**DIRECTIONS FOR THIS TASK:** Copy the lines below as they are; omit the images they contain.

**DATA EXTRACT:**

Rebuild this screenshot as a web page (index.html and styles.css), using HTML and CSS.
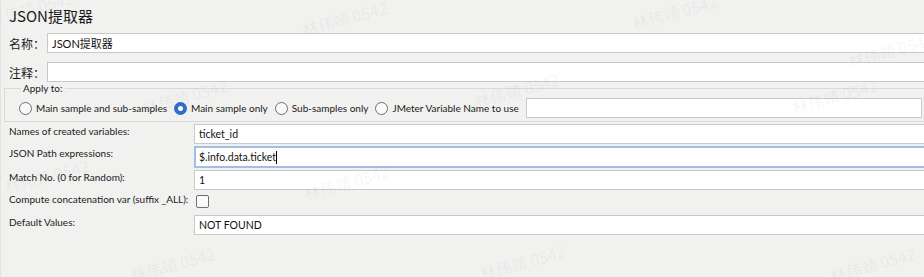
FILE: index.html
```html
<!DOCTYPE html>
<html lang="zh-CN">
<head>
    <meta charset="UTF-8">
    <meta name="viewport" content="width=device-width, initial-scale=1.0">
    <title>JSON提取器</title>
    <link rel="stylesheet" href="styles.css">
</head>
<body>
    <div class="panel">
        <h1 class="title">JSON提取器</h1>

        <div class="info-row">
            <label class="info-label" for="name">名称：</label>
            <input type="text" id="name" class="textbox" value="JSON提取器">
        </div>
        <div class="info-row">
            <label class="info-label" for="comment">注释：</label>
            <input type="text" id="comment" class="textbox">
        </div>

        <fieldset class="apply">
            <legend>Apply to:</legend>
            <label class="radio"><input type="radio" name="scope">Main sample and sub-samples</label>
            <label class="radio"><input type="radio" name="scope" checked>Main sample only</label>
            <label class="radio"><input type="radio" name="scope">Sub-samples only</label>
            <label class="radio"><input type="radio" name="scope">JMeter Variable Name to use</label>
            <input type="text" class="textbox var-name">
        </fieldset>

        <div class="props">
            <label class="prop-label">Names of created variables:</label>
            <input type="text" class="textbox" value="ticket_id">

            <label class="prop-label">JSON Path expressions:</label>
            <div class="textbox focused">$.info.data.ticket<span class="caret"></span></div>

            <label class="prop-label">Match No. (0 for Random):</label>
            <input type="text" class="textbox" value="1">

            <label class="prop-label">Compute concatenation var (suffix _ALL):</label>
            <div><input type="checkbox" class="check"></div>

            <label class="prop-label">Default Values:</label>
            <input type="text" class="textbox" value="NOT FOUND">
        </div>

        <!-- watermark -->
        <span class="mark" style="left:-14px;top:-4px">林伟靖 0542</span>
        <span class="mark" style="left:300px;top:6px">林伟靖 0542</span>
        <span class="mark" style="left:630px;top:0px">林伟靖 0542</span>
        <span class="mark" style="left:846px;top:38px">林伟靖 0542</span>
        <span class="mark" style="left:140px;top:84px">林伟靖 0542</span>
        <span class="mark" style="left:472px;top:78px">林伟靖 0542</span>
        <span class="mark" style="left:790px;top:84px">林伟靖 0542</span>
        <span class="mark" style="left:2px;top:164px">林伟靖 0542</span>
        <span class="mark" style="left:302px;top:170px">林伟靖 0542</span>
        <span class="mark" style="left:128px;top:252px">林伟靖 0542</span>
        <span class="mark" style="left:478px;top:250px">林伟靖 0542</span>
        <span class="mark" style="left:828px;top:252px">林伟靖 0542</span>
    </div>
</body>
</html>
```

FILE: styles.css
```css
body {
    margin: 0;
    background: #f1f1f0;
    font-family: Lato, "Noto Sans CJK SC", sans-serif;
    font-size: 10px;
    color: #1a1a1a;
    overflow: hidden;
}
.panel {
    position: relative;
    height: 277px;
    padding: 0 0 0 8px;
    border-left: 1px solid #e2e2e2;
    overflow: hidden;
}
.title {
    margin: 0;
    padding-top: 7px;
    height: 26px;
    font-size: 15px;
    font-weight: normal;
    font-family: "Noto Sans CJK SC", sans-serif;
    line-height: 18px;
}
.info-row {
    display: flex;
    align-items: center;
    height: 20px;
    margin-bottom: 9px;
}
.info-label {
    width: 38px;
    font-family: "Noto Sans CJK SC", sans-serif;
    font-size: 12px;
}
.textbox {
    box-sizing: border-box;
    height: 20px;
    width: calc(100% + 10px);
    margin: 0;
    padding: 0 4px;
    border: 1px solid #c9c9c9;
    background: #fff;
    font-family: Lato, "Noto Sans CJK SC", sans-serif;
    font-size: 10.5px;
    color: #111;
    outline: none;
}
.info-row .textbox {
    flex: 1;
    width: auto;
    margin-right: -10px;
    font-size: 11px;
}
.apply {
    display: flex;
    align-items: center;
    margin: -9px 0 0 -5px;
    padding: 4px 0 3px 14px;
    border: 1px solid #d9d9d9;
    border-right: none;
}
.apply legend {
    padding: 0 2px;
    margin-left: 2px;
    line-height: 12px;
}
.radio {
    display: flex;
    align-items: center;
    margin-right: 7px;
    white-space: nowrap;
}
.radio input {
    appearance: none;
    box-sizing: border-box;
    width: 13px;
    height: 13px;
    margin: 0 4px 0 0;
    border: 1px solid #6f6f6f;
    border-radius: 50%;
    background: #fafafa;
}
.radio input:checked {
    border: 4px solid #2d6ec9;
    background: #fff;
}
.var-name {
    flex: 1;
    width: auto;
    margin-right: 2px;
}
.props {
    display: grid;
    grid-template-columns: 185px 1fr;
    grid-template-rows: 20px 22px 20px 21px 20px;
    row-gap: 2px;
    margin-top: 2px;
}
.prop-label {
    line-height: 14px;
    white-space: nowrap;
}
.props .textbox {
    margin-right: -10px;
}
.focused {
    height: 22px;
    border: 2px solid #9fbfe6;
    display: flex;
    align-items: center;
    padding-left: 3px;
}
.caret {
    display: inline-block;
    width: 1px;
    height: 13px;
    background: #000;
}
.check {
    appearance: none;
    width: 13px;
    height: 13px;
    margin: 3px 0 0 2px;
    border: 1px solid #6f6f6f;
    border-radius: 2px;
    background: #fafafa;
}
.mark {
    position: absolute;
    transform: rotate(-15deg);
    font-family: "Noto Sans CJK SC", sans-serif;
    font-size: 16px;
    color: rgba(0, 0, 0, 0.055);
    white-space: nowrap;
    pointer-events: none;
}
```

**WRITTEN SOLUTION:**
Rebuild this screenshot as a web page (index.html and styles.css), using HTML and CSS.
FILE: index.html
```html
<!DOCTYPE html>
<html lang="zh-CN">
<head>
    <meta charset="UTF-8">
    <meta name="viewport" content="width=device-width, initial-scale=1.0">
    <title>JSON提取器</title>
    <link rel="stylesheet" href="styles.css">
</head>
<body>
    <div class="panel">
        <h1 class="title">JSON提取器</h1>

        <div class="info-row">
            <label class="info-label" for="name">名称：</label>
            <input type="text" id="name" class="textbox" value="JSON提取器">
        </div>
        <div class="info-row">
            <label class="info-label" for="comment">注释：</label>
            <input type="text" id="comment" class="textbox">
        </div>

        <fieldset class="apply">
            <legend>Apply to:</legend>
            <label class="radio"><input type="radio" name="scope">Main sample and sub-samples</label>
            <label class="radio"><input type="radio" name="scope" checked>Main sample only</label>
            <label class="radio"><input type="radio" name="scope">Sub-samples only</label>
            <label class="radio"><input type="radio" name="scope">JMeter Variable Name to use</label>
            <input type="text" class="textbox var-name">
        </fieldset>

        <div class="props">
            <label class="prop-label">Names of created variables:</label>
            <input type="text" class="textbox" value="ticket_id">

            <label class="prop-label">JSON Path expressions:</label>
            <div class="textbox focused">$.info.data.ticket<span class="caret"></span></div>

            <label class="prop-label">Match No. (0 for Random):</label>
            <input type="text" class="textbox" value="1">

            <label class="prop-label">Compute concatenation var (suffix _ALL):</label>
            <div><input type="checkbox" class="check"></div>

            <label class="prop-label">Default Values:</label>
            <input type="text" class="textbox" value="NOT FOUND">
        </div>

        <!-- watermark -->
        <span class="mark" style="left:-14px;top:-4px">林伟靖 0542</span>
        <span class="mark" style="left:300px;top:6px">林伟靖 0542</span>
        <span class="mark" style="left:630px;top:0px">林伟靖 0542</span>
        <span class="mark" style="left:846px;top:38px">林伟靖 0542</span>
        <span class="mark" style="left:140px;top:84px">林伟靖 0542</span>
        <span class="mark" style="left:472px;top:78px">林伟靖 0542</span>
        <span class="mark" style="left:790px;top:84px">林伟靖 0542</span>
        <span class="mark" style="left:2px;top:164px">林伟靖 0542</span>
        <span class="mark" style="left:302px;top:170px">林伟靖 0542</span>
        <span class="mark" style="left:128px;top:252px">林伟靖 0542</span>
        <span class="mark" style="left:478px;top:250px">林伟靖 0542</span>
        <span class="mark" style="left:828px;top:252px">林伟靖 0542</span>
    </div>
</body>
</html>
```

FILE: styles.css
```css
body {
    margin: 0;
    background: #f1f1f0;
    font-family: Lato, "Noto Sans CJK SC", sans-serif;
    font-size: 10px;
    color: #1a1a1a;
    overflow: hidden;
}
.panel {
    position: relative;
    height: 277px;
    padding: 0 0 0 8px;
    border-left: 1px solid #e2e2e2;
    overflow: hidden;
}
.title {
    margin: 0;
    padding-top: 7px;
    height: 26px;
    font-size: 15px;
    font-weight: normal;
    font-family: "Noto Sans CJK SC", sans-serif;
    line-height: 18px;
}
.info-row {
    display: flex;
    align-items: center;
    height: 20px;
    margin-bottom: 9px;
}
.info-label {
    width: 38px;
    font-family: "Noto Sans CJK SC", sans-serif;
    font-size: 12px;
}
.textbox {
    box-sizing: border-box;
    height: 20px;
    width: calc(100% + 10px);
    margin: 0;
    padding: 0 4px;
    border: 1px solid #c9c9c9;
    background: #fff;
    font-family: Lato, "Noto Sans CJK SC", sans-serif;
    font-size: 10.5px;
    color: #111;
    outline: none;
}
.info-row .textbox {
    flex: 1;
    width: auto;
    margin-right: -10px;
    font-size: 11px;
}
.apply {
    display: flex;
    align-items: center;
    margin: -9px 0 0 -5px;
    padding: 4px 0 3px 14px;
    border: 1px solid #d9d9d9;
    border-right: none;
}
.apply legend {
    padding: 0 2px;
    margin-left: 2px;
    line-height: 12px;
}
.radio {
    display: flex;
    align-items: center;
    margin-right: 7px;
    white-space: nowrap;
}
.radio input {
    appearance: none;
    box-sizing: border-box;
    width: 13px;
    height: 13px;
    margin: 0 4px 0 0;
    border: 1px solid #6f6f6f;
    border-radius: 50%;
    background: #fafafa;
}
.radio input:checked {
    border: 4px solid #2d6ec9;
    background: #fff;
}
.var-name {
    flex: 1;
    width: auto;
    margin-right: 2px;
}
.props {
    display: grid;
    grid-template-columns: 185px 1fr;
    grid-template-rows: 20px 22px 20px 21px 20px;
    row-gap: 2px;
    margin-top: 2px;
}
.prop-label {
    line-height: 14px;
    white-space: nowrap;
}
.props .textbox {
    margin-right: -10px;
}
.focused {
    height: 22px;
    border: 2px solid #9fbfe6;
    display: flex;
    align-items: center;
    padding-left: 3px;
}
.caret {
    display: inline-block;
    width: 1px;
    height: 13px;
    background: #000;
}
.check {
    appearance: none;
    width: 13px;
    height: 13px;
    margin: 3px 0 0 2px;
    border: 1px solid #6f6f6f;
    border-radius: 2px;
    background: #fafafa;
}
.mark {
    position: absolute;
    transform: rotate(-15deg);
    font-family: "Noto Sans CJK SC", sans-serif;
    font-size: 16px;
    color: rgba(0, 0, 0, 0.055);
    white-space: nowrap;
    pointer-events: none;
}
```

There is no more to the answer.